I'm still 20 minutes too slow to qualify for Boston. Sigh...

Well, it's nice to dream about anyway. Maybe I can get serious about my training this winter and improve by nearly a minute per mile. Right.

Maybe the New Orleans Saints will win the Super Bowl, peace will reign in the Middle East, and I'll win the Powerball lottery, too.

Sunday, June 7, 2009

Breakfast Benedicts

Sorry for not posting lately. I have been cooking new recipes, but all I can share are pictures so far because I was fortunate enough to be chosen to be a recipe tester for an upcoming cookbook called "Vegan Diner" by Julie Hasson.

Julie is the incredible video chef and baker at Everyday Dish TV so I was thrilled at being chosen to help test her recipes for her next cookbook.

I can tell you beyond any doubt this will be her best ever. If you haven't seen her making her wonderful recipes on the videos at her website, check them out. She also has a subscription option for some of her more incredible recipes, but many are free.

I wrote about one of those a few posts ago when I mentioned her Spicy Italian Vegetarian Sausages recipe. This was the one that was so good and yet easy to make that it swept the internet when she posted it last year.

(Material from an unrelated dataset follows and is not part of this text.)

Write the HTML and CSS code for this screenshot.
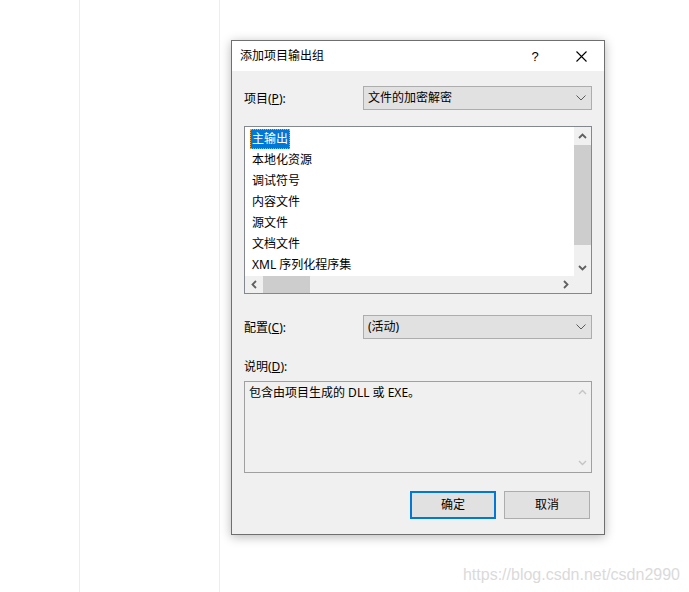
FILE: index.html
```html
<!DOCTYPE html>
<html lang="zh-CN">
<head>
<meta charset="utf-8">
<title>添加项目输出组</title>
<link rel="stylesheet" href="styles.css">
</head>
<body>
<div class="desk">
  <div class="col col-a"></div>
  <div class="col col-b"></div>
  <div class="col-c">
    <div class="dialog">
      <div class="titlebar">
        <span class="title">添加项目输出组</span>
        <span class="tb-btn help">?</span>
        <span class="tb-btn close">
          <svg width="11" height="11" viewBox="0 0 11 11"><path d="M0.5 0.5 L10.5 10.5 M10.5 0.5 L0.5 10.5" stroke="#000" stroke-width="1.1" fill="none"/></svg>
        </span>
      </div>
      <div class="body">
        <div class="row row-project">
          <span class="lbl">项目(<u>P</u>):</span>
          <div class="combo">
            <span class="combo-text">文件的加密解密</span>
            <svg class="combo-arrow" width="10" height="6" viewBox="0 0 10 6"><path d="M0.5 0.5 L5 5 L9.5 0.5" stroke="#5a5a5a" stroke-width="1" fill="none"/></svg>
          </div>
        </div>

        <div class="listbox">
          <div class="items">
            <div class="item"><span class="item-text selected">主输出</span></div>
            <div class="item"><span class="item-text">本地化资源</span></div>
            <div class="item"><span class="item-text">调试符号</span></div>
            <div class="item"><span class="item-text">内容文件</span></div>
            <div class="item"><span class="item-text">源文件</span></div>
            <div class="item"><span class="item-text">文档文件</span></div>
            <div class="item"><span class="item-text">XML 序列化程序集</span></div>
          </div>
          <div class="vscroll">
            <div class="sb-arrow"><svg width="9" height="6" viewBox="0 0 9 6"><path d="M1 5 L4.5 1.5 L8 5" stroke="#606060" stroke-width="1.8" fill="none"/></svg></div>
            <div class="vtrack"><div class="vthumb"></div></div>
            <div class="sb-arrow"><svg width="9" height="6" viewBox="0 0 9 6"><path d="M1 1 L4.5 4.5 L8 1" stroke="#606060" stroke-width="1.8" fill="none"/></svg></div>
          </div>
          <div class="hscroll">
            <div class="sb-arrow"><svg width="6" height="9" viewBox="0 0 6 9"><path d="M5 1 L1.5 4.5 L5 8" stroke="#606060" stroke-width="1.8" fill="none"/></svg></div>
            <div class="htrack"><div class="hthumb"></div></div>
            <div class="sb-arrow"><svg width="6" height="9" viewBox="0 0 6 9"><path d="M1 1 L4.5 4.5 L1 8" stroke="#606060" stroke-width="1.8" fill="none"/></svg></div>
          </div>
          <div class="corner"></div>
        </div>

        <div class="row row-config">
          <span class="lbl">配置(<u>C</u>):</span>
          <div class="combo">
            <span class="combo-text">(活动)</span>
            <svg class="combo-arrow" width="10" height="6" viewBox="0 0 10 6"><path d="M0.5 0.5 L5 5 L9.5 0.5" stroke="#5a5a5a" stroke-width="1" fill="none"/></svg>
          </div>
        </div>

        <div class="desc-label">说明(<u>D</u>):</div>
        <div class="descbox">
          <div class="desc-text">包含由项目生成的 DLL 或 EXE。</div>
          <div class="desc-scroll">
            <svg width="9" height="6" viewBox="0 0 9 6"><path d="M1 5 L4.5 1.5 L8 5" stroke="#c4c4c4" stroke-width="1.4" fill="none"/></svg>
            <svg width="9" height="6" viewBox="0 0 9 6"><path d="M1 1 L4.5 4.5 L8 1" stroke="#c4c4c4" stroke-width="1.4" fill="none"/></svg>
          </div>
        </div>

        <div class="buttons">
          <button class="btn btn-default">确定</button>
          <button class="btn">取消</button>
        </div>
      </div>
    </div>
  </div>
  <div class="watermark">https://blog.csdn.net/csdn2990</div>
</div>
</body>
</html>
```

FILE: styles.css
```css
html, body {
  margin: 0;
  padding: 0;
  background: #ffffff;
}

body {
  width: 689px;
  height: 592px;
  overflow: hidden;
  font-family: "Noto Sans", "Noto Sans CJK SC", sans-serif;
  font-size: 12px;
  color: #000;
}

.desk {
  position: relative;
  display: flex;
  height: 592px;
}

.col {
  height: 592px;
  border-right: 1px solid #e8eef6;
}

.col-a { width: 79px; }
.col-b { width: 139px; }

.col-c {
  padding-left: 11px;
  padding-top: 40px;
}

.dialog {
  box-sizing: border-box;
  width: 374px;
  height: 495px;
  border: 1px solid #6f6f6f;
  background: #f0f0f0;
  box-shadow: 0 2px 10px rgba(0, 0, 0, 0.28);
  display: flex;
  flex-direction: column;
}

.titlebar {
  height: 30px;
  background: #ffffff;
  display: flex;
  align-items: center;
}

.title {
  flex: 1;
  padding-left: 8px;
  line-height: 16px;
}

.tb-btn {
  width: 46px;
  height: 30px;
  display: flex;
  align-items: center;
  justify-content: center;
}

.help {
  font-family: "Liberation Sans", sans-serif;
  font-size: 13px;
}

.body {
  flex: 1;
  padding: 15px 12px 0 12px;
  display: flex;
  flex-direction: column;
}

.row {
  display: flex;
  align-items: center;
  height: 24px;
}

.lbl {
  width: 119px;
  line-height: 16px;
  padding-top: 2px;
}

.combo {
  box-sizing: border-box;
  flex: 1;
  height: 24px;
  border: 1px solid #adadad;
  background: #e1e1e1;
  display: flex;
  align-items: center;
  padding: 0 5px 0 4px;
}

.combo-text {
  flex: 1;
  line-height: 16px;
}

.combo-arrow {
  display: block;
}

.listbox {
  box-sizing: border-box;
  margin-top: 16px;
  height: 168px;
  border: 1px solid #828790;
  background: #ffffff;
  display: grid;
  grid-template-columns: 1fr 17px;
  grid-template-rows: 1fr 17px;
}

.items {
  padding: 1px 0 0 5px;
  overflow: hidden;
}

.item {
  height: 21px;
  display: flex;
  align-items: center;
}

.item-text {
  padding: 0 2px;
  line-height: 20px;
  height: 20px;
  white-space: nowrap;
}

.item-text.selected {
  background: #0078d7;
  color: #ffffff;
  outline: 1px dotted #f2a23a;
  outline-offset: -1px;
}

.vscroll {
  background: #f0f0f0;
  display: flex;
  flex-direction: column;
}

.sb-arrow {
  width: 17px;
  height: 17px;
  display: flex;
  align-items: center;
  justify-content: center;
  flex: none;
}

.vtrack {
  flex: 1;
  padding-top: 1px;
}

.vthumb {
  height: 100px;
  background: #cdcdcd;
}

.hscroll {
  background: #f0f0f0;
  display: flex;
}

.htrack {
  flex: 1;
  padding-left: 1px;
}

.hthumb {
  width: 47px;
  height: 17px;
  background: #cdcdcd;
}

.corner {
  background: #f0f0f0;
}

.row-config {
  margin-top: 21px;
}

.desc-label {
  margin-top: 20px;
  line-height: 16px;
  height: 16px;
}

.descbox {
  box-sizing: border-box;
  margin-top: 6px;
  height: 92px;
  border: 1px solid #a0a0a0;
  background: #f0f0f0;
  display: flex;
}

.desc-text {
  flex: 1;
  padding: 3px 0 0 4px;
  line-height: 16px;
}

.desc-scroll {
  width: 17px;
  display: flex;
  flex-direction: column;
  justify-content: space-between;
  align-items: center;
  padding: 7px 0 6px;
}

.buttons {
  margin-top: 18px;
  display: flex;
  justify-content: flex-end;
  gap: 8px;
  padding-right: 2px;
}

.btn {
  box-sizing: border-box;
  width: 86px;
  height: 28px;
  margin: 0;
  padding: 0;
  border: 1px solid #adadad;
  background: #e1e1e1;
  font-family: "Noto Sans", "Noto Sans CJK SC", sans-serif;
  font-size: 12px;
  color: #000;
  line-height: 16px;
}

.btn-default {
  border: 2px solid #0078d7;
}

.watermark {
  position: absolute;
  right: 9px;
  bottom: 8px;
  font-family: "Liberation Sans", Arial, sans-serif;
  font-size: 16px;
  line-height: 18px;
  color: #dadada;
}
```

This is Julie's first all-vegan cookbook, and will use comfort/diner food as the theme. How fun is that!

So far I've made two different kinds of pancakes using variations as Julie has refined them with her testers' input, breakfast sausage patties, and these Breakfast Benedicts, which have no eggs (natch) and I made using three of her recipes.

First, I started by making her Fluffy Biscuits, an option she gives in the recipe.

This batch was pretty fluffy, but I've since learned to follow her guideline on dough thickness before I cut them with a glass turned upside down. Her recipes are FULL of tricks and hints like that.

With the biscuits finished, I moved on to the making the bennies and one of her simple and healthy Hollandaise sauces (this was a Lemon Garlic one before I thinned it out a bit) to top it off. Here's the final product:

This was so good I ate two of them.

Bird Update:

On my last post I wrote about our back patio dartboard cabinet that had been used by at least two bird families so far this Spring. Grace told me it was actually four by that time and a fifth was looking at moving in on the nest.

She described as though it was bird house hunting. One day, the empty nest was spotted and looked at by one bird. Shortly thereafter, we cleaned the empty nest off and the dartboard inside to make it usable again. For us, I mean.

The next day, she swears she saw the same bird come back with another bird and it was like, "I swear, Alice, the nest was right here!" "Sure, Ralph, you made me come all this way to see an empty lot with no improvements. Honest, you have the worst sense of direction! And you call yourself a bird?"

- The Honeymooners as played by doves.